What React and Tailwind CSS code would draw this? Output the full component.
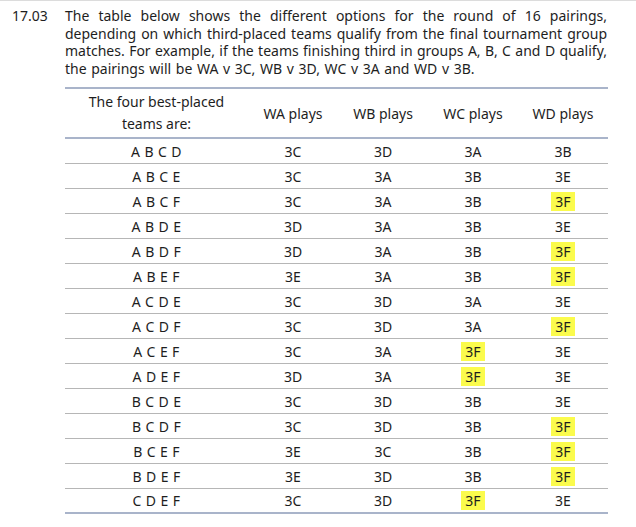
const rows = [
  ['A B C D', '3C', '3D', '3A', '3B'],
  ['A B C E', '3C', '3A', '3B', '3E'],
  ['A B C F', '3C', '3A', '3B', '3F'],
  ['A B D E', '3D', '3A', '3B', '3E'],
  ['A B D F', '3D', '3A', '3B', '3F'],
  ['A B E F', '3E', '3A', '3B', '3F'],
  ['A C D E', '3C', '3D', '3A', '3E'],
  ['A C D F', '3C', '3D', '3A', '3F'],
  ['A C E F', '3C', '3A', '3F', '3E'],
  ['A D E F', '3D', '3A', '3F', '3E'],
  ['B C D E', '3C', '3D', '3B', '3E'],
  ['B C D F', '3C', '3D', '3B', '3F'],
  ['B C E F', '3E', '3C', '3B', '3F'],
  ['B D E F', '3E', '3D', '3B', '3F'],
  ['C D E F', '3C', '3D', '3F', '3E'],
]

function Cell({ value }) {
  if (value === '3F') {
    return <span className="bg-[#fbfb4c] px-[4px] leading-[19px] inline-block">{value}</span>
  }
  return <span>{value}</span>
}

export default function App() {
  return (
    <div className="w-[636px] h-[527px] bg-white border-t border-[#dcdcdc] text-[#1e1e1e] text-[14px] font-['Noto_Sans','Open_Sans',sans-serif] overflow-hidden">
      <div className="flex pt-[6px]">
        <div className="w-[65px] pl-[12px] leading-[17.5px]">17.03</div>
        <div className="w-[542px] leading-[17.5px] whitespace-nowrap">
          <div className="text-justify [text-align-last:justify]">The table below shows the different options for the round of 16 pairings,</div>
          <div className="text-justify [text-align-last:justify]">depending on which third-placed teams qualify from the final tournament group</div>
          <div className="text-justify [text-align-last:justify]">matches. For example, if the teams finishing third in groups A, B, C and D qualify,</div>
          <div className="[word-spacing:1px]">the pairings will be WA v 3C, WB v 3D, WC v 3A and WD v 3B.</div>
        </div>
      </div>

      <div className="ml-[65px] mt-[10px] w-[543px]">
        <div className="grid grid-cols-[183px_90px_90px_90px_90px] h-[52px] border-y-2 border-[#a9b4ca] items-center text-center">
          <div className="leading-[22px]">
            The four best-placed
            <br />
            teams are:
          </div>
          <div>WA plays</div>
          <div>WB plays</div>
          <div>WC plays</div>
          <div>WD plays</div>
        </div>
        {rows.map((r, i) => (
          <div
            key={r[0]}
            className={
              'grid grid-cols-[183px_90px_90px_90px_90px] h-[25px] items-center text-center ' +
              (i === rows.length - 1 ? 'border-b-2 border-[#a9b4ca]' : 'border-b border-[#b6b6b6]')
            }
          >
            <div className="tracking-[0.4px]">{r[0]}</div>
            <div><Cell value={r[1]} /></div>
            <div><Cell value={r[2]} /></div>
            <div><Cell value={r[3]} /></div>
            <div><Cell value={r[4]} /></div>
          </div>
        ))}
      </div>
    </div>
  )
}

**Given problem**
Go through the material above and print all of it exactly, except the pictures.

**Output below**
What React and Tailwind CSS code would draw this? Output the full component.
const rows = [
  ['A B C D', '3C', '3D', '3A', '3B'],
  ['A B C E', '3C', '3A', '3B', '3E'],
  ['A B C F', '3C', '3A', '3B', '3F'],
  ['A B D E', '3D', '3A', '3B', '3E'],
  ['A B D F', '3D', '3A', '3B', '3F'],
  ['A B E F', '3E', '3A', '3B', '3F'],
  ['A C D E', '3C', '3D', '3A', '3E'],
  ['A C D F', '3C', '3D', '3A', '3F'],
  ['A C E F', '3C', '3A', '3F', '3E'],
  ['A D E F', '3D', '3A', '3F', '3E'],
  ['B C D E', '3C', '3D', '3B', '3E'],
  ['B C D F', '3C', '3D', '3B', '3F'],
  ['B C E F', '3E', '3C', '3B', '3F'],
  ['B D E F', '3E', '3D', '3B', '3F'],
  ['C D E F', '3C', '3D', '3F', '3E'],
]

function Cell({ value }) {
  if (value === '3F') {
    return <span className="bg-[#fbfb4c] px-[4px] leading-[19px] inline-block">{value}</span>
  }
  return <span>{value}</span>
}

export default function App() {
  return (
    <div className="w-[636px] h-[527px] bg-white border-t border-[#dcdcdc] text-[#1e1e1e] text-[14px] font-['Noto_Sans','Open_Sans',sans-serif] overflow-hidden">
      <div className="flex pt-[6px]">
        <div className="w-[65px] pl-[12px] leading-[17.5px]">17.03</div>
        <div className="w-[542px] leading-[17.5px] whitespace-nowrap">
          <div className="text-justify [text-align-last:justify]">The table below shows the different options for the round of 16 pairings,</div>
          <div className="text-justify [text-align-last:justify]">depending on which third-placed teams qualify from the final tournament group</div>
          <div className="text-justify [text-align-last:justify]">matches. For example, if the teams finishing third in groups A, B, C and D qualify,</div>
          <div className="[word-spacing:1px]">the pairings will be WA v 3C, WB v 3D, WC v 3A and WD v 3B.</div>
        </div>
      </div>

      <div className="ml-[65px] mt-[10px] w-[543px]">
        <div className="grid grid-cols-[183px_90px_90px_90px_90px] h-[52px] border-y-2 border-[#a9b4ca] items-center text-center">
          <div className="leading-[22px]">
            The four best-placed
            <br />
            teams are:
          </div>
          <div>WA plays</div>
          <div>WB plays</div>
          <div>WC plays</div>
          <div>WD plays</div>
        </div>
        {rows.map((r, i) => (
          <div
            key={r[0]}
            className={
              'grid grid-cols-[183px_90px_90px_90px_90px] h-[25px] items-center text-center ' +
              (i === rows.length - 1 ? 'border-b-2 border-[#a9b4ca]' : 'border-b border-[#b6b6b6]')
            }
          >
            <div className="tracking-[0.4px]">{r[0]}</div>
            <div><Cell value={r[1]} /></div>
            <div><Cell value={r[2]} /></div>
            <div><Cell value={r[3]} /></div>
            <div><Cell value={r[4]} /></div>
          </div>
        ))}
      </div>
    </div>
  )
}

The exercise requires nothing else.